Each algebraic data type may be described as a sum-of-products.
The programmer provides a fixed number of distinct \emph{constructors} with each constructor expects a (potentially empty) product of arguments.
Values of a given inductive data type are built using a data type's constructors.
Quotidian data structures---such as lists, trees, heaps, zippers, and so forth---can all be introduced using this now familiar mechanism.
Having built data from various combinations of constructors, to complete the picture we now need some facility for picking said data apart, in order to build functions that operate over that data.
Functional languages almost uniformly employ \emph{pattern matching} for this task.
Given any inhabitant of an algebraic data type, by the aforementioned sum-of-products property, we know that it must consist of some constructor applied to various arguments.

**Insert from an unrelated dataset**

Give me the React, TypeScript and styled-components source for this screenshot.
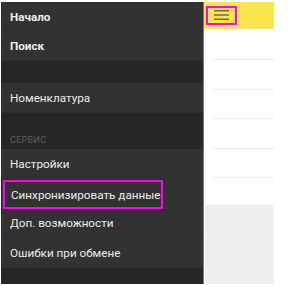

Using pattern matching we can therefore deconstruct algebraic data by performing a case analysis on the constructors of a given type.
The combination of algebraic data types and pattern matching is powerful, and is arguably the main branching mechanism for most functional programming languages.
Furthermore, using pattern matching it is easy to define new functions that consume algebraic data---the set of operations that can be defined for any given algebraic type is practically without bound.
Unfortunately, in practical programming, we often want to expand a previously defined algebraic data type, adding more constructors.
When it comes to extending algebraic data types with new constructors in this way, we hit a problem: these types are `closed'.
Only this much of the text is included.